Graham Reid | | 2 min read
It is one of the many ironies of the Beatles Remastered project (which I have noted in this Listener article) is that these albums might not have even come out at this time were it not for the Beatles Rock Band interactive game.
The remasters were finished some years ago and have been sitting around waiting for . . .?
Some kind of marketing tie-in, the go-ahead from the remaining Beatles and the others' estates? Who knows?
As anyone familiar with the arcane workings of Apple Records will tell you, they are difficult to deal with and live within the rarified air that only those closest to the moneypot can.
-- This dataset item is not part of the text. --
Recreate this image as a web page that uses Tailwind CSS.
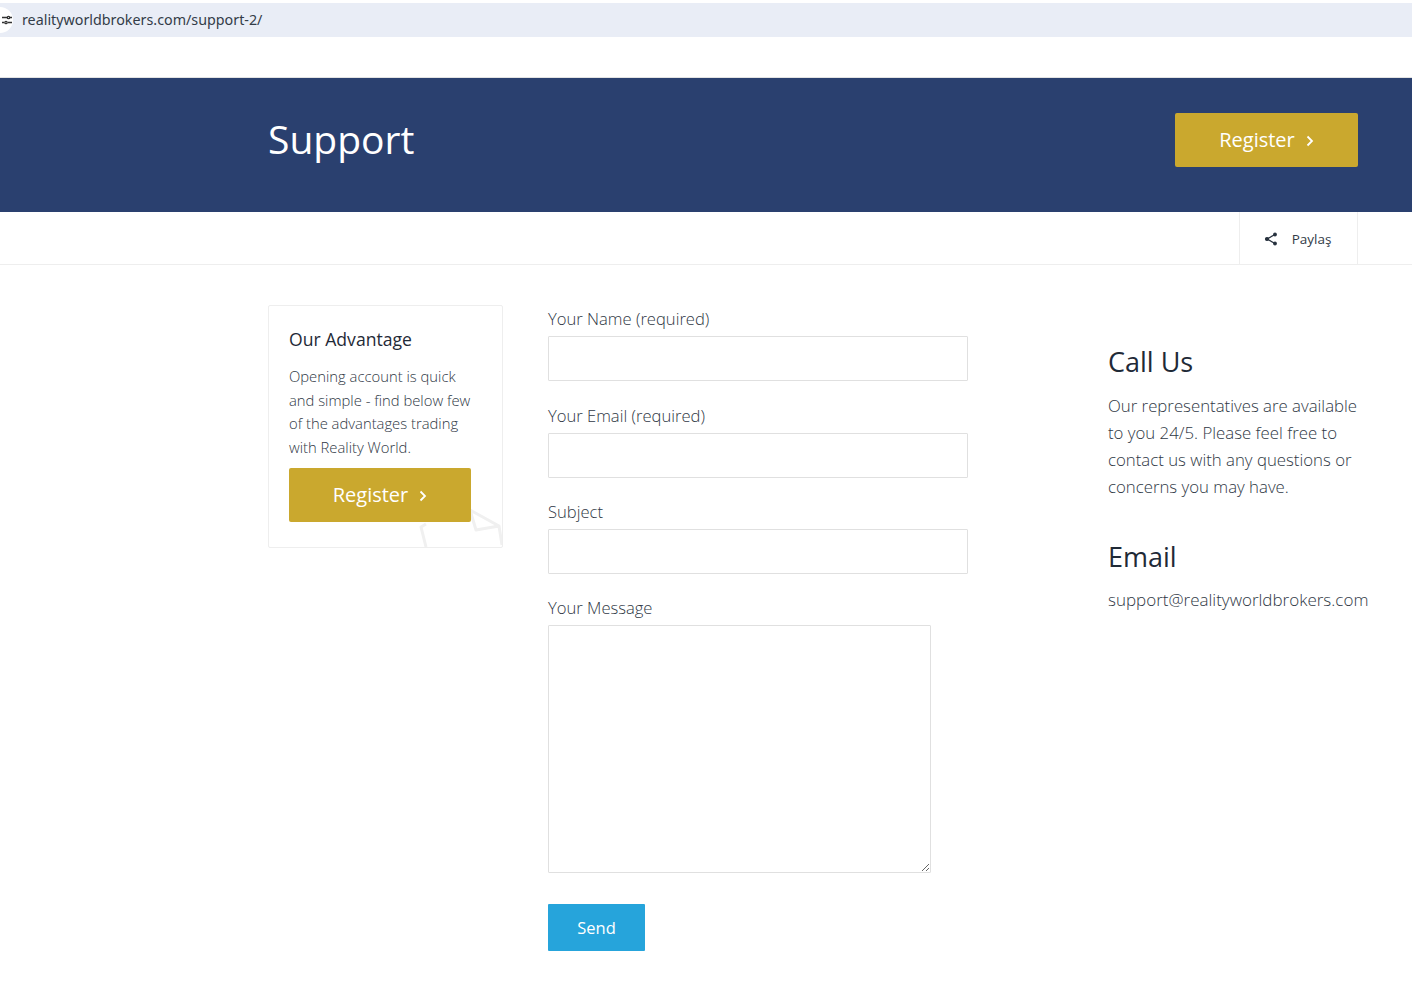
<!DOCTYPE html>
<html lang="en">
<head>
    <meta charset="UTF-8">
    <meta name="viewport" content="width=device-width, initial-scale=1.0">
    <title>Support</title>
    <script src="https://cdn.jsdelivr.net/npm/@tailwindcss/browser@4"></script>
</head>
<body class="bg-white font-['Open_Sans',sans-serif] text-[#1f2a37] overflow-hidden">
    <!-- address bar -->
    <div class="pt-[3px] h-[78px] border-b border-[#e3e3e3]">
        <div class="h-[34px] bg-[#e9edf6] flex items-center overflow-hidden">
            <div class="w-[26px] h-[26px] rounded-full bg-white -ml-[13px] flex items-center justify-end pr-[1px] shrink-0">
                <svg width="10" height="10" viewBox="0 0 10 10" fill="none" stroke="#333" stroke-width="1.3"><path d="M0 2.5h5M8 2.5h2M0 7.5h2M6 7.5h4"/><circle cx="6.5" cy="2.5" r="1.2"/><circle cx="4" cy="7.5" r="1.2"/></svg>
            </div>
            <span class="ml-[9px] font-['Noto_Sans',sans-serif] text-[14.300px] text-[#333c48]">realityworldbrokers.com/support-2/</span>
        </div>
    </div>

    <!-- page title -->
    <div class="h-[134px] bg-[#2a406f] flex items-center justify-between pl-[268px] pr-[54px] pb-[10px]">
        <h1 class="text-[39px] text-white -mt-[2px]">Support</h1>
        <a class="w-[183px] h-[54px] rounded-[2px] bg-[#caa82e] text-white text-[20px] font-medium flex items-center justify-center gap-[11px]">
            Register
            <svg class="mt-[2px]" width="8" height="12" viewBox="0 0 8 12" fill="none" stroke="white" stroke-width="1.8"><path d="M1.5 1.5 6 6l-4.500 4.500"/></svg>
        </a>
    </div>

    <!-- share bar -->
    <div class="h-[53px] border-b border-[#eeeeee] flex justify-end pr-[54px]">
        <div class="w-[119px] pr-[2px] border-x border-[#eeeeee] flex items-center justify-center gap-[14px] text-[13.5px] text-[#333c48]">
            <svg class="mt-[1px]" width="14" height="14" viewBox="0 0 14 14" fill="#26303d" stroke="#26303d" stroke-width="1.2"><path d="M11 2.500 3 7l8 4.500" fill="none"/><circle cx="11" cy="2.500" r="1.300"/><circle cx="3" cy="7" r="1.500"/><circle cx="11" cy="11.500" r="1.300"/></svg>
            <span class="mt-[2px]">Paylaş</span>
        </div>
    </div>

    <main class="flex pl-[268px]">
        <!-- advantage card -->
        <aside class="relative overflow-hidden w-[235px] h-[243px] mt-[40px] border border-[#eeeeee] rounded-[2px] pt-[21px] pl-[20px]">
            <svg class="absolute right-0 bottom-0" width="85" height="44" viewBox="0 0 85 44" fill="none" stroke="#f0f0f0" stroke-width="3" stroke-linejoin="round"><path d="M9 21 4 24l5 20M53 7l6 20 23-4 3 19M53 7l29 16"/></svg>
            <h3 class="relative text-[17.600px] leading-[24px] text-[#1f2a37]">Our Advantage</h3>
            <p class="relative mt-[14.300px] w-[190px] text-[14.800px] font-light leading-[23.400px] text-[#2f3845]">Opening account is quick and simple - find below few of the advantages trading with Reality World.</p>
            <a class="relative mt-[8.700px] w-[182px] h-[54px] rounded-[2px] bg-[#caa82e] text-white text-[20px] font-medium flex items-center justify-center gap-[11px]">
                Register
                <svg class="mt-[2px]" width="8" height="12" viewBox="0 0 8 12" fill="none" stroke="white" stroke-width="1.8"><path d="M1.5 1.5 6 6l-4.500 4.500"/></svg>
            </a>
        </aside>

        <!-- contact form -->
        <form class="ml-[45px] w-[420px] pt-[42px] text-[16.600px] font-light text-[#2f3845]">
            <label class="block leading-[24px]">Your Name (required)</label>
            <input class="block mt-[5px] w-full h-[45px] border border-[#e0e0e0] rounded-[1px]">
            <label class="block mt-[23px] leading-[24px]">Your Email (required)</label>
            <input class="block mt-[5px] w-full h-[45px] border border-[#e0e0e0] rounded-[1px]">
            <label class="block mt-[22px] leading-[24px]">Subject</label>
            <input class="block mt-[5px] w-full h-[45px] border border-[#e0e0e0] rounded-[1px]">
            <label class="block mt-[22px] leading-[24px]">Your Message</label>
            <textarea class="block mt-[5px] w-[383px] h-[248px] border border-[#e0e0e0] rounded-[1px] resize-y"></textarea>
            <button type="button" class="block mt-[31px] w-[97px] h-[47px] pt-[1px] rounded-[1px] bg-[#26a4db] text-white font-normal text-[16.500px]">Send</button>
        </form>

        <!-- contact details -->
        <section class="ml-[140px] pt-[79px] w-[290px]">
            <h2 class="text-[27px] leading-[36px] text-[#1f2a37]">Call Us</h2>
            <p class="mt-[12px] w-[262px] text-[16.800px] font-light leading-[27px] text-[#2f3845]">Our representatives are available to you 24/5. Please feel free to contact us with any questions or concerns you may have.</p>
            <h2 class="mt-[39px] text-[27px] leading-[36px] text-[#1f2a37]">Email</h2>
            <p class="mt-[11px] text-[17px] font-light leading-[27px] text-[#2f3845]">support@realityworldbrokers.com</p>
        </section>
    </main>
</body>
</html>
But the marketing synergy came together with Beatles Rock Band which is expected to outsell the complete Beatles catalogue many times over: that makes sense as Beatle-age parents buy the box for their children (or grandchildren) and a new generatrion which has heard some of this music on the periphery of their lives can saitsfy curiosity through a medium they understand better than old-fashioned CDs.
The Beatles Rock Band is pretty impressive, even for non-gamers. It opens with terrific, US$1 million animated film made by Passion Pictures who are the people behind Gorillaz. The film is chock full of more visual clues to Beatles song titles, movies and the like than the Free As A Bird clip, and also refers to the art of Alan Aldridge who did two books of the Bealtes illustrated lyrics in the late Sixties.
Even if the game isn't for you then you should at least try and see this clip.
Of the games, the 45 songs (all using the remastered tracks) move through the Beatles' early years, into their first American tour (Ed Sullivan and Shea Stadium), the music from the studio years, and that final rooftop concert in London in '69.
The animation is a step up from previous Guitar Star/X-Box games and there is a keen attention to detail for those sitting watching someone else playing along.
There is another animated clip right at the end which is only available to you "if you play all 45 songs to the machine's satisfaction," said EMI's Paul Bromby who showed it to me back in July.
But of course as someone else noted, "on September 10th* it'll probably be all over YouTube".
* As one wag has pointed out, the Beatles Remasters should have been released, not on September 9 (aka 09/09/09 or "number nine, number nine, number nine"), but on the following day.
Why? Because that's "the one after 9.09".